You can see what I meant about the big windows. It was the smaller ones at the sides that we used to open to let the dogs in and out – on the right as you look at the dining room and the left as you look at the drawing room, which is the room on the right-hand side of the house. In between was the study, one wall lined with the bookshelves that are now on my own study walls, filled with the same books, mostly, that I have not been able to dispose of as yet. The yellow door was never used and the passageway leading through it to the hall was used as a junk room.
The room above the drawing room was my parents’ bedroom, with en suite bathroom and dressing room above the study. There was another bathroom but only guests used that, we all used our parents’ bathroom. You see the window sticking out on the first floor on the right? It’s not an open window, there was a triangular window seat and two windows at 60º angles. This was ideal for the dogs to keep an eye on things and it was normal for one of them to be there on guard duty when we were out and at night. My mother used to say that sometimes, awake at night, she could hear the watch change.

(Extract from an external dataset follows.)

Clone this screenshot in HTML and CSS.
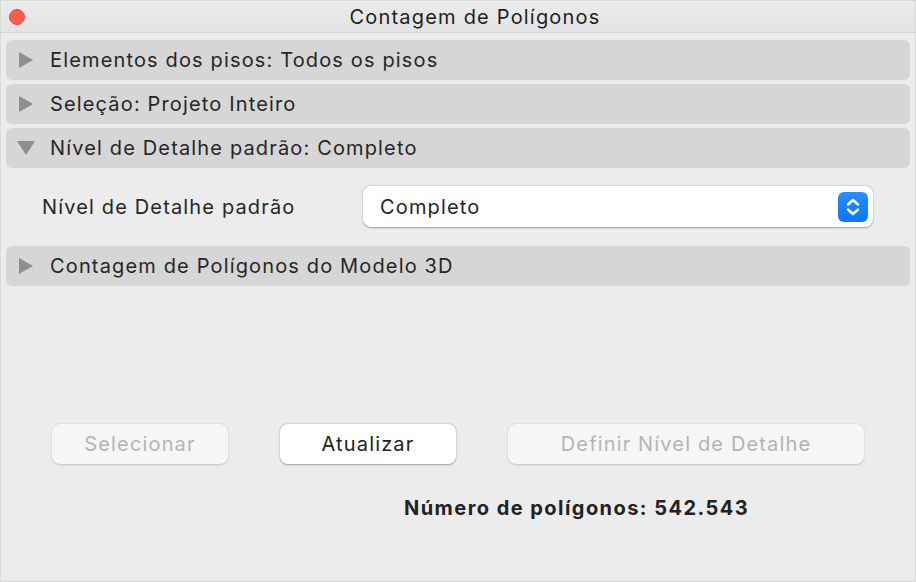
FILE: index.html
```html
<!DOCTYPE html>
<html lang="pt">
<head>
    <meta charset="UTF-8">
    <title>Contagem de Polígonos</title>
    <link rel="stylesheet" href="styles.css">
</head>
<body>
<div class="window">
    <div class="titlebar">
        <span class="close"></span>
        <span class="title">Contagem de Polígonos</span>
    </div>
    <div class="content">
        <div class="section">
            <span class="arrow right"></span>
            <span>Elementos dos pisos: Todos os pisos</span>
        </div>
        <div class="section">
            <span class="arrow right"></span>
            <span>Seleção: Projeto Inteiro</span>
        </div>
        <div class="section">
            <span class="arrow down"></span>
            <span>Nível de Detalhe padrão: Completo</span>
        </div>
        <div class="detail">
            <label class="detail-label">Nível de Detalhe padrão</label>
            <div class="select">
                <span>Completo</span>
                <span class="stepper">
                    <svg width="30" height="30" viewBox="0 0 30 30">
                        <path d="M10 12.5 L15 8 L20 12.5" fill="none" stroke="#fff" stroke-width="2.4" stroke-linecap="round" stroke-linejoin="round"/>
                        <path d="M10 17.5 L15 22 L20 17.5" fill="none" stroke="#fff" stroke-width="2.4" stroke-linecap="round" stroke-linejoin="round"/>
                    </svg>
                </span>
            </div>
        </div>
        <div class="section">
            <span class="arrow right"></span>
            <span>Contagem de Polígonos do Modelo 3D</span>
        </div>
        <div class="buttons">
            <button class="btn small" disabled>Selecionar</button>
            <button class="btn small active">Atualizar</button>
            <button class="btn wide" disabled>Definir Nível de Detalhe</button>
        </div>
        <p class="count">Número de polígonos: 542.543</p>
    </div>
</div>
</body>
</html>
```

FILE: styles.css
```css
body {
    margin: 0;
    font-family: Inter, "Noto Sans", sans-serif;
    background-color: #ececec;
    color: #262626;
}

.window {
    width: 916px;
    height: 582px;
    box-sizing: border-box;
    border: 1px solid #d9d9d9;
    background-color: #ececec;
}

.titlebar {
    height: 31px;
    display: flex;
    align-items: center;
    justify-content: center;
    padding-left: 34px;
    position: relative;
    background: linear-gradient(#ebebeb, #e3e3e3);
    border-bottom: 1px solid #d6d6d6;
}

.close {
    position: absolute;
    left: 8px;
    top: 8px;
    width: 16px;
    height: 16px;
    border-radius: 50%;
    background-color: #fd5b55;
    border: 0.5px solid #e2463f;
    box-sizing: border-box;
}

.title {
    font-size: 20px;
    color: #1e1e1e;
    letter-spacing: 1.2px;
}

.content {
    padding: 7px 5px 0 5px;
}

.section {
    height: 40px;
    margin-bottom: 4px;
    display: flex;
    align-items: center;
    background-color: #d6d6d6;
    border-radius: 6px;
    font-size: 20px;
    letter-spacing: 1.15px;
}

.arrow {
    width: 0;
    height: 0;
    margin-left: 13px;
    margin-right: 17px;
}

.arrow.right {
    border-top: 8px solid transparent;
    border-bottom: 8px solid transparent;
    border-left: 14px solid #8e8e90;
    margin-right: 17px;
}

.arrow.down {
    margin-left: 11px;
    margin-right: 15px;
    border-left: 9px solid transparent;
    border-right: 9px solid transparent;
    border-top: 14px solid #8e8e90;
}

.detail {
    display: flex;
    align-items: center;
    padding: 14px 37px 19px 36px;
}

.detail-label {
    width: 321px;
    font-size: 20px;
    letter-spacing: 1.15px;
}

.select {
    flex: 1;
    height: 41px;
    display: flex;
    align-items: center;
    justify-content: space-between;
    padding: 0 5px 0 17px;
    background-color: #fff;
    border-radius: 8px;
    box-shadow: 0 0.5px 2px rgba(0, 0, 0, 0.35);
    font-size: 20px;
    letter-spacing: 1.15px;
}

.stepper {
    width: 30px;
    height: 30px;
    display: flex;
    border-radius: 6px;
    background: linear-gradient(#2a8dfd, #0a77fa);
}

.buttons {
    display: flex;
    gap: 52px;
    padding-left: 46px;
    margin-top: 138px;
}

.btn {
    height: 40px;
    border: none;
    border-radius: 8px;
    font-family: inherit;
    font-size: 20px;
    letter-spacing: 1.15px;
    background-color: #f6f6f6;
    color: #b4b4b4;
    box-shadow: 0 0.5px 2px rgba(0, 0, 0, 0.18);
}

.btn.small {
    width: 176px;
}

.btn.wide {
    width: 356px;
}

.btn.active {
    background-color: #fff;
    color: #222;
    box-shadow: 0 0.5px 2px rgba(0, 0, 0, 0.35);
}

.count {
    margin: 32px 0 0 0;
    padding-left: 398px;
    font-size: 20px;
    font-weight: bold;
    letter-spacing: 1.45px;
    color: #222;
}
```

My parents had a four poster bed and we all – well, that is, the dogs and I – got on to it by taking a running jump. I also used to swing on the end posts. My mother would try to stop me, telling me how old the bed was but Z-logic thought that was quite silly. Obviously, if it had lasted all these years being swung on it must be quite strong enough to carry on doing so. Underneath the bed was the Club. I’m not sure if the girls ever went in there, but it was mainly a gentlemen’s club and Simon and Huck hung out there. I joined them sometimes, of course, and was made welcome.
When we were children, the room above was our bedroom, mine and Wink’s. There were three bedrooms, a landing and a big attic on that floor. Much of the attic, quite half of it, was occupied by four big water tanks. We were not on mains water, there was a deep artesian well in the kitchen garden and water was pumped up twice a day into the tanks. I’ve a feeling they each held 250 gallons – er, can anyone work that out? How much room does 250 gallons take up? Times 4, that is. It was lovely water, completely pure without chlorination and the well never ran dry and the pipes never froze. In the incredibly long, cold winter of 1963 the mains supply failed and people had to fetch water from a standpipe in the village. Or they could come to us, we had plenty.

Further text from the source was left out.